それはともかく、グールド、よかっですね。新国で今まで聴いたテノールでは間違いなく最強。それと荒くなくって品もあり、これからどんどん伸びる人だと思いました。ヨハンソンの前回の不調は知りませんが、これもグールドと見合う声で、歌の面では堪能しました。ロッコが実は重要な役回りだということもステージを観て知りましたし。合唱も相変わらずいい響き。
演出の面では”?”部分が確かに多々あり。それと26歳のマイスターのベートーヴェンに対する理解と経験の不足は否めませんでした。
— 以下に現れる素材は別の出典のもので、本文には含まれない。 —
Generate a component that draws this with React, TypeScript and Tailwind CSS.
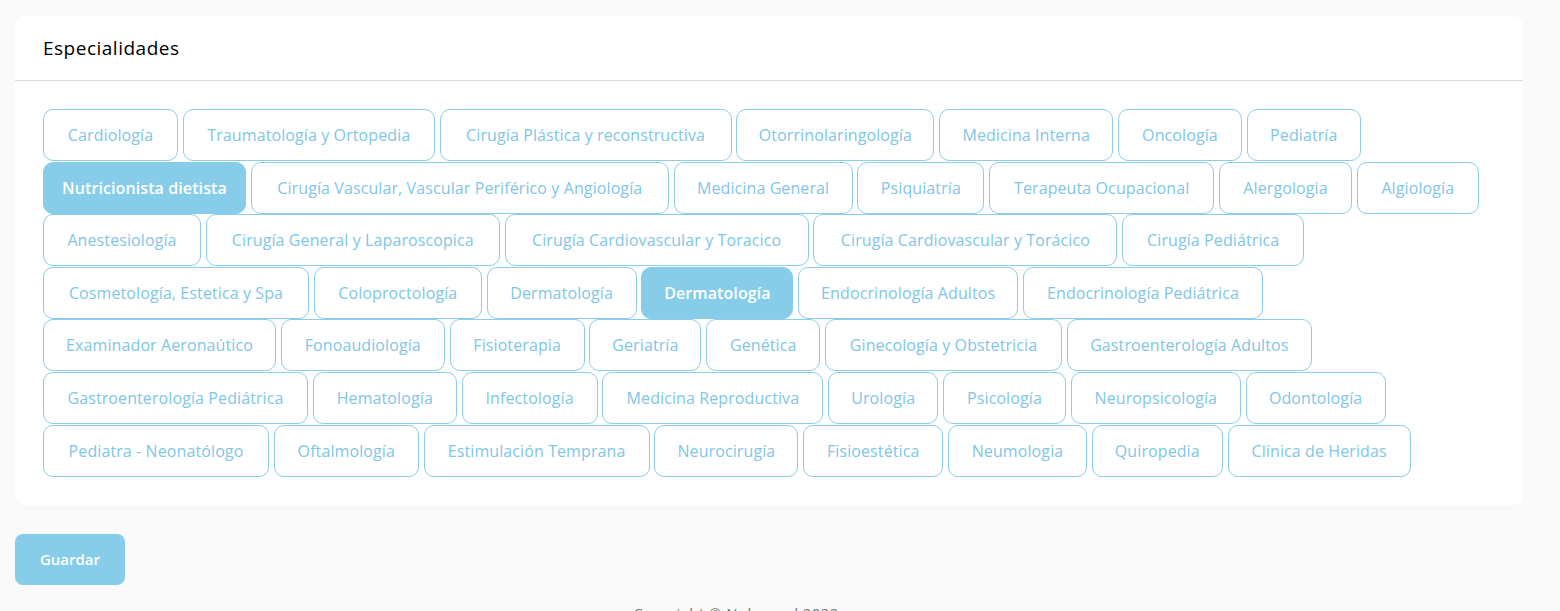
import React from "react";

type Item = { label: string; w: number; active?: boolean };

const items: Item[] = [
  { label: "Cardiología", w: 135 },
  { label: "Traumatología y Ortopedia", w: 252 },
  { label: "Cirugía Plástica y reconstructiva", w: 292 },
  { label: "Otorrinolaringología", w: 198 },
  { label: "Medicina Interna", w: 174 },
  { label: "Oncología", w: 124 },
  { label: "Pediatría", w: 114 },
  { label: "Nutricionista dietista", w: 203, active: true },
  { label: "Cirugía Vascular, Vascular Periférico y Angiología", w: 418 },
  { label: "Medicina General", w: 179 },
  { label: "Psiquiatría", w: 127 },
  { label: "Terapeuta Ocupacional", w: 225 },
  { label: "Alergologia", w: 133 },
  { label: "Algiología", w: 122 },
  { label: "Anestesiología", w: 158 },
  { label: "Cirugía General y Laparoscopica", w: 294 },
  { label: "Cirugía Cardiovascular y Toracico", w: 304 },
  { label: "Cirugía Cardiovascular y Torácico", w: 304 },
  { label: "Cirugía Pediátrica", w: 182 },
  { label: "Cosmetología, Estetica y Spa", w: 266 },
  { label: "Coloproctología", w: 168 },
  { label: "Dermatología", w: 150 },
  { label: "Dermatología", w: 152, active: true },
  { label: "Endocrinología Adultos", w: 220 },
  { label: "Endocrinología Pediátrica", w: 240 },
  { label: "Examinador Aeronaútico", w: 233 },
  { label: "Fonoaudiología", w: 164 },
  { label: "Fisioterapia", w: 135 },
  { label: "Geriatría", w: 112 },
  { label: "Genética", w: 114 },
  { label: "Ginecología y Obstetricia", w: 237 },
  { label: "Gastroenterología Adultos", w: 245 },
  { label: "Gastroenterología Pediátrica", w: 265 },
  { label: "Hematología", w: 144 },
  { label: "Infectología", w: 136 },
  { label: "Medicina Reproductiva", w: 221 },
  { label: "Urología", w: 110 },
  { label: "Psicología", w: 123 },
  { label: "Neuropsicología", w: 170 },
  { label: "Odontología", w: 140 },
  { label: "Pediatra - Neonatólogo", w: 226 },
  { label: "Oftalmología", w: 145 },
  { label: "Estimulación Temprana", w: 226 },
  { label: "Neurocirugía", w: 144 },
  { label: "Fisioestética", w: 140 },
  { label: "Neumologia", w: 139 },
  { label: "Quiropedia", w: 131 },
  { label: "Clínica de Heridas", w: 183 },
];

export default function App() {
  return (
    <div
      className="min-h-[611px] w-full bg-[#fafafa] px-[15px] pt-[16px] overflow-hidden"
      style={{ fontFamily: '"Open Sans", "Noto Sans", sans-serif' }}
    >
      <div className="w-[1508px] rounded-[10px] bg-white">
        <div className="h-[65px] flex items-center px-[28px] border-b border-[#d9dbe6]">
          <h2 className="text-[19px] font-medium text-black tracking-[0.5px]">Especialidades</h2>
        </div>
        <div className="p-[28px]">
          <div className="flex flex-wrap gap-x-[4.8px] gap-y-[0.6px]">
            {items.map((it, i) => (
              <button
                key={i}
                style={{ width: it.w }}
                className={
                  it.active
                    ? "h-[52px] shrink-0 rounded-[10px] border border-[#87cde9] bg-[#87cde9] text-white text-[16px] font-semibold tracking-[0.1px] flex items-center justify-center whitespace-nowrap"
                    : "h-[52px] shrink-0 rounded-[10px] border border-[#8bcdea] bg-white text-[#80c6e7] text-[16px] font-medium tracking-[0.1px] flex items-center justify-center whitespace-nowrap"
                }
              >
                {it.label}
              </button>
            ))}
          </div>
        </div>
      </div>
      <div className="mt-[29px]">
        <button className="w-[110px] h-[51px] rounded-[8px] bg-[#87cde9] text-white text-[15px] font-semibold">
          Guardar
        </button>
      </div>
      <div className="mt-[17px] flex justify-center pr-[88px] text-[15px] tracking-[0.4px] text-[#777777]">
        Copyright © Nubemed 2022
      </div>
    </div>
  );
}
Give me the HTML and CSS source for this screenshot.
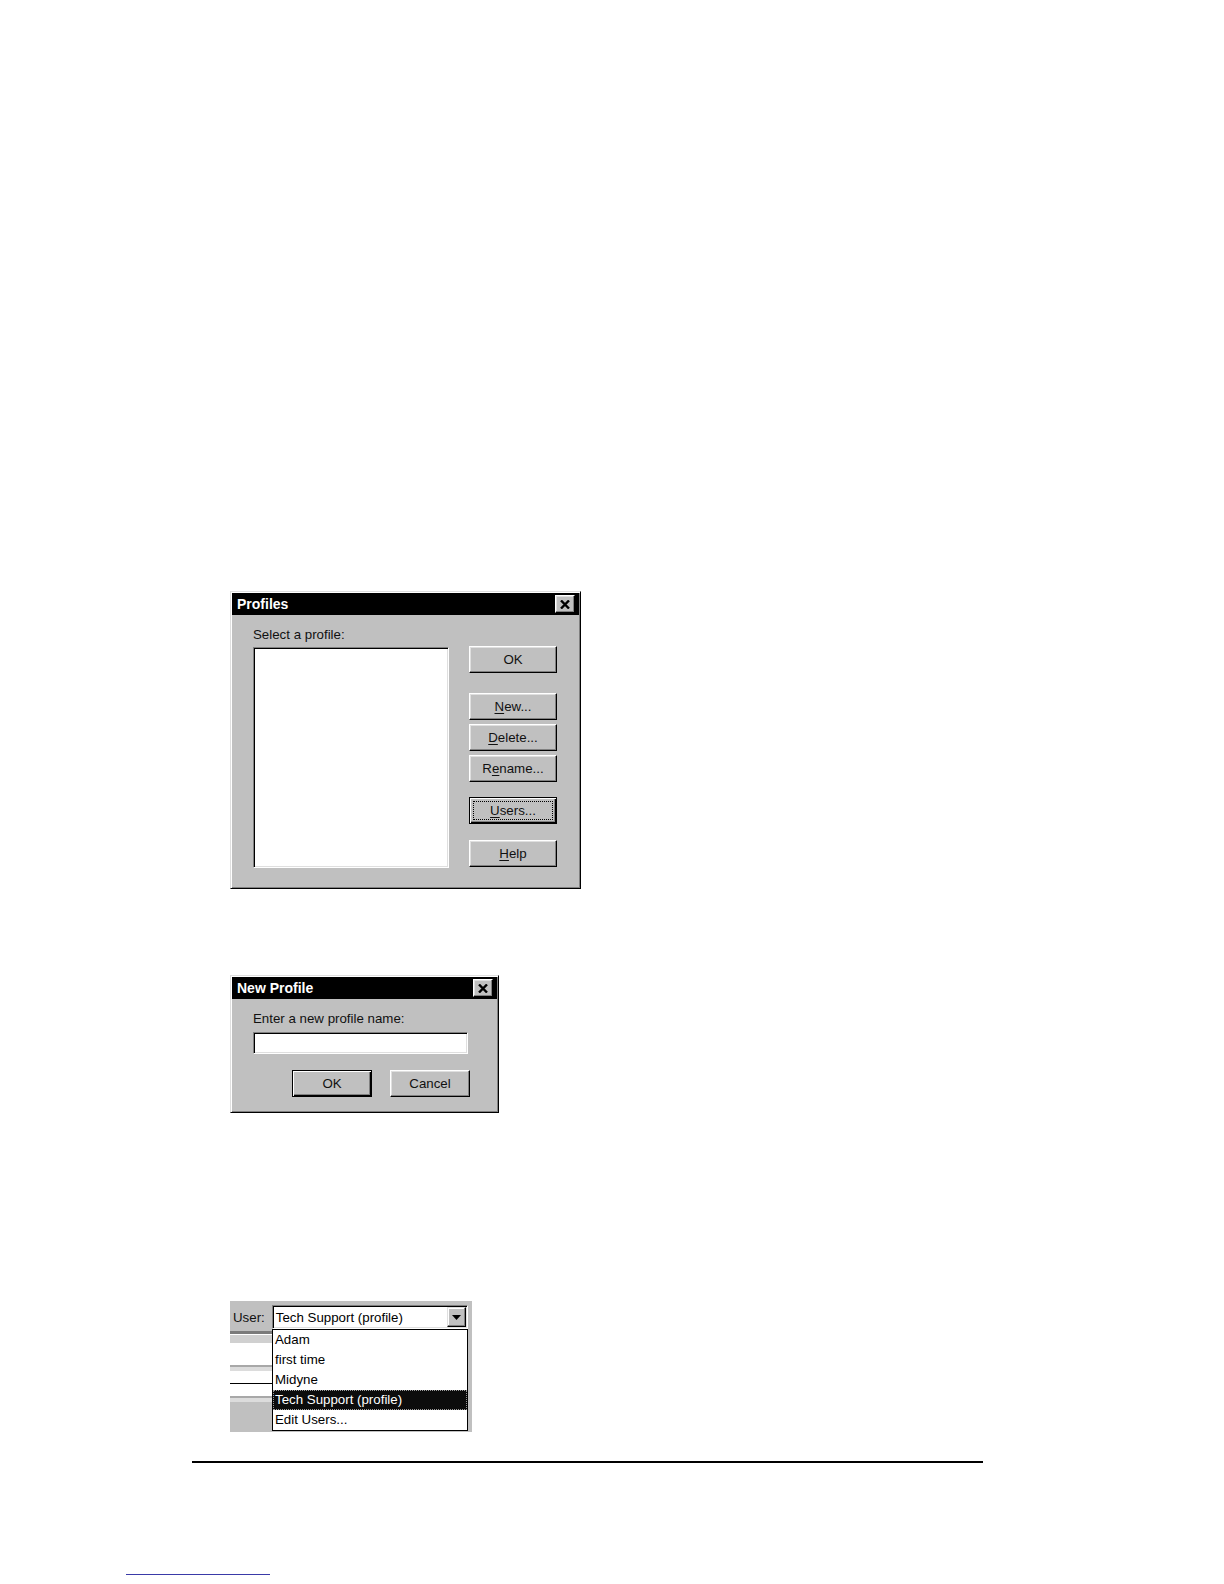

オペラなのにオペラではないこの曲を演奏するには、交響曲をやるつもりで演奏しなければならないんですね。
来年の「オランダ人」、「バラの騎士」、「ファルスタッフ」のチケットはもうとってありますので、若杉氏就任記念の「タンホイザー」と「アイーダ」はまず観にいくと思います。リンデンオパーは「トリスタンとイゾルデ」、「モーゼとアロン」のどちらかで上京すると思います。ドレスデン・シュターツカペレはまだ未定。でも「サロメ」は観たいなぁ(ウィーンのリザネクを観ています)。ところでデッセイって本当にくるのでしょうか。情報の出所を教えてくださればありがたいです。

投稿: IANIS | 2006年12月10日 (日) 14時01分

こんばんは。私もIANISさんと同意見です。難しいオペラであります。
来年はドイツ系オペラの当たり年で、懐も忙しい1年になりそうですね。
デッセイは、5月来日と何かで読んで、ずっと思い込んでますが、何で読んだか憶えてません・・・。